Records with interface code:
begin

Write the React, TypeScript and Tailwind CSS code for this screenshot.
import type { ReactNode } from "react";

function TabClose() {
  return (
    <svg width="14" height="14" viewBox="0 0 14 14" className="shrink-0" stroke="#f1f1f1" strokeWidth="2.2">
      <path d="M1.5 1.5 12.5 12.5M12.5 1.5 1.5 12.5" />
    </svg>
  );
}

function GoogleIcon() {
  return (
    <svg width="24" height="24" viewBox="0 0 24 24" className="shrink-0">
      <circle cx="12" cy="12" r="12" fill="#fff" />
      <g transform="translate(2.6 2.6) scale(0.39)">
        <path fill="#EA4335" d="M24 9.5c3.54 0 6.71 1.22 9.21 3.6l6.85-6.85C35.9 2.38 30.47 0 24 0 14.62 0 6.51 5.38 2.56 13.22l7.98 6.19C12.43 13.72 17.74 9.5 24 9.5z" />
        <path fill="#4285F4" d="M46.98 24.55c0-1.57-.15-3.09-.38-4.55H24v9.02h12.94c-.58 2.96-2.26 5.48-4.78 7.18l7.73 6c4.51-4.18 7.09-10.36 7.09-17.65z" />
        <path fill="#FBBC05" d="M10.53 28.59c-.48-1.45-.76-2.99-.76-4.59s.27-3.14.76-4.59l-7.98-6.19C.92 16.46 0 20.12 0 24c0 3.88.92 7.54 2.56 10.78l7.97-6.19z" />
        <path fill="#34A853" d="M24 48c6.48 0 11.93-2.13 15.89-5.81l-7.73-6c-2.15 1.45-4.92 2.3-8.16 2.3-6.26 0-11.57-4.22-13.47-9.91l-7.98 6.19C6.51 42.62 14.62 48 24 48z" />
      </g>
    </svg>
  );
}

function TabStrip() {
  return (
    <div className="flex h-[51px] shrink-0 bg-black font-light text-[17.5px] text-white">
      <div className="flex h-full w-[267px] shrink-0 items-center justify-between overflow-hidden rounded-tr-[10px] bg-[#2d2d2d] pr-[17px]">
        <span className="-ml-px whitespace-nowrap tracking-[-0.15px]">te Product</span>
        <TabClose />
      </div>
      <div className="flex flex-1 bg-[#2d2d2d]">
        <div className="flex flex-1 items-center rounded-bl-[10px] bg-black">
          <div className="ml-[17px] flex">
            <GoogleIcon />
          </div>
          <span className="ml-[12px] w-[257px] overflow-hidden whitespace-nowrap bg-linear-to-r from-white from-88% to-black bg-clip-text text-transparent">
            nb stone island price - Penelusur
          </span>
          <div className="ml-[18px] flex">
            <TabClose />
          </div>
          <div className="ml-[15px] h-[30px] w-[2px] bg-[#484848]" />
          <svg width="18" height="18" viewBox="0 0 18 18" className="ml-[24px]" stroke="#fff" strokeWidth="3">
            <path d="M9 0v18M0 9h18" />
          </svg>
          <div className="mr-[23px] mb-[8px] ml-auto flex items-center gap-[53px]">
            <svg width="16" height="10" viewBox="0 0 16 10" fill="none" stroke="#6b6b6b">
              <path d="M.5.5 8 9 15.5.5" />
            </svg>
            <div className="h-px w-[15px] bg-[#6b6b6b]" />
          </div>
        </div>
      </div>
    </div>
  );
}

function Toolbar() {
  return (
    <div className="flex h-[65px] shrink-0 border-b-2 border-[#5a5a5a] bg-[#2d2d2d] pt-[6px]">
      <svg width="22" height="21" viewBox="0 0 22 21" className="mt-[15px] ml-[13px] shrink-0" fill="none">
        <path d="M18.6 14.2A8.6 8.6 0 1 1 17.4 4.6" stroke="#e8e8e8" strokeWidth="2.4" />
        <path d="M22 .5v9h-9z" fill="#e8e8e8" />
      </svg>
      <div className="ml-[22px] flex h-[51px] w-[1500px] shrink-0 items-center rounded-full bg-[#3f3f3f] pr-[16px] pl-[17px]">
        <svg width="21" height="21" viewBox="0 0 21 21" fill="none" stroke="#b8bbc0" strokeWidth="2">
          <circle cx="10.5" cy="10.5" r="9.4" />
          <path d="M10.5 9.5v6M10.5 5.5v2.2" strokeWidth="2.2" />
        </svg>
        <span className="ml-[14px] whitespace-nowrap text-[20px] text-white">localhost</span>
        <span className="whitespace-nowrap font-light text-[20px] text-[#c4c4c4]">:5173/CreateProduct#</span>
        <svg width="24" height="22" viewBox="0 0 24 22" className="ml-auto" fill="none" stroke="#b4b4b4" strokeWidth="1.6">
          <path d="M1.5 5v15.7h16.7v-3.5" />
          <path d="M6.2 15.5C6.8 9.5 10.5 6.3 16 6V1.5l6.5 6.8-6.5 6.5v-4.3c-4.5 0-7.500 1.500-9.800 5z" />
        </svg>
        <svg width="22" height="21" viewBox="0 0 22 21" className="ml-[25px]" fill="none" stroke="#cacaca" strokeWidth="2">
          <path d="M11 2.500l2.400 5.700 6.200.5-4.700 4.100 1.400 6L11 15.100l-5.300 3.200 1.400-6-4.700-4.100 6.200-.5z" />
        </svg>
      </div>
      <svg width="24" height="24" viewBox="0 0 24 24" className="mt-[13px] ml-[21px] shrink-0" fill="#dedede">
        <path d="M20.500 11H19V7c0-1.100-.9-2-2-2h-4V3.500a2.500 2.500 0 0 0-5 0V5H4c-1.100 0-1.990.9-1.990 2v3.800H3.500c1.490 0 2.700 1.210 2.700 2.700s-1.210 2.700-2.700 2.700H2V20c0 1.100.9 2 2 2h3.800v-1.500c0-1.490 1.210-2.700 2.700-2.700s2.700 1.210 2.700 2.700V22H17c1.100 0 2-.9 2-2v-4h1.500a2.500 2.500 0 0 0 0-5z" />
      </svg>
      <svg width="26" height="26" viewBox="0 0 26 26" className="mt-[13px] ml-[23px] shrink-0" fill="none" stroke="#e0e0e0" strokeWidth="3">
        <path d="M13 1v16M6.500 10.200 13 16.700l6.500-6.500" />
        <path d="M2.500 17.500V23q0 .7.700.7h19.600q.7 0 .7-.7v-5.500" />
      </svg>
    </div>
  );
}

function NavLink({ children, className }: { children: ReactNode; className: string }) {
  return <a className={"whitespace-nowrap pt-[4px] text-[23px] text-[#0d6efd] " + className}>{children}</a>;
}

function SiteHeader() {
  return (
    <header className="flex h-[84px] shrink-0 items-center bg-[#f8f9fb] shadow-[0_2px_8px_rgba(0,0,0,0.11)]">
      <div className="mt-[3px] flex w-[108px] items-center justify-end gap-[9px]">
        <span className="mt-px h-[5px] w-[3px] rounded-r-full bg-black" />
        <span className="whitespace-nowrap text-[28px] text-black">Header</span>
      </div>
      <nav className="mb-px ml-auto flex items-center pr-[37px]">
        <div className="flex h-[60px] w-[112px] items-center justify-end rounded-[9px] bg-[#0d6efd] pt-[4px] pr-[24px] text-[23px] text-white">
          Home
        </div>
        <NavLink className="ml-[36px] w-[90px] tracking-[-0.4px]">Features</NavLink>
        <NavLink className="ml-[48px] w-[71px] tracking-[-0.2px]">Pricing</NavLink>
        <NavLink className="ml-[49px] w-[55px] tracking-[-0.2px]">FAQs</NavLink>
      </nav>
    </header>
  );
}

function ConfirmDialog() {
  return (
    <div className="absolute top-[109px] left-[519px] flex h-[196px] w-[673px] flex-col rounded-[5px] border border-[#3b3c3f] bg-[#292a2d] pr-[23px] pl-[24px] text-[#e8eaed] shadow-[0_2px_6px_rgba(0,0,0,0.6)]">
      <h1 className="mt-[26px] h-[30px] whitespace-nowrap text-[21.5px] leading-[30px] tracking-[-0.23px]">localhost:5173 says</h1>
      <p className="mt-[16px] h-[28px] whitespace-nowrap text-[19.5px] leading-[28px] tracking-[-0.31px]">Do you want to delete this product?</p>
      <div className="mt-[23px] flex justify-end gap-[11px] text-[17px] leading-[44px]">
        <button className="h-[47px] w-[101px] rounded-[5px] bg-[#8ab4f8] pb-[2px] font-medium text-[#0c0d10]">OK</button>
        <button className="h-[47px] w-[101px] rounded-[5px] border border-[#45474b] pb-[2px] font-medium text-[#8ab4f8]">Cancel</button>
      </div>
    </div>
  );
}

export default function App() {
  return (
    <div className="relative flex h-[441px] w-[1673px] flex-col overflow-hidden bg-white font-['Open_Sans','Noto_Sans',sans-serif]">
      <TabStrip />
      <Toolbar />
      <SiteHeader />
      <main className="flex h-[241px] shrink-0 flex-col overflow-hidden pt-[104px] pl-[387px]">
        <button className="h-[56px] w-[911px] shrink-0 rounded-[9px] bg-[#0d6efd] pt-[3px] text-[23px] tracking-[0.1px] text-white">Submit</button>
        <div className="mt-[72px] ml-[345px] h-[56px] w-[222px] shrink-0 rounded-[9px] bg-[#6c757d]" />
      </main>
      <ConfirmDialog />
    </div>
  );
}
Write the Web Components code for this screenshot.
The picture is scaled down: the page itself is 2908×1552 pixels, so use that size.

end

Exercise objective => Quote, word for word, every line starting at the one that contains "Write the Web" and ending with the final line of the entries.

Task response =>
Write the Web Components code for this screenshot.
The picture is scaled down: the page itself is 2908×1552 pixels, so use that size.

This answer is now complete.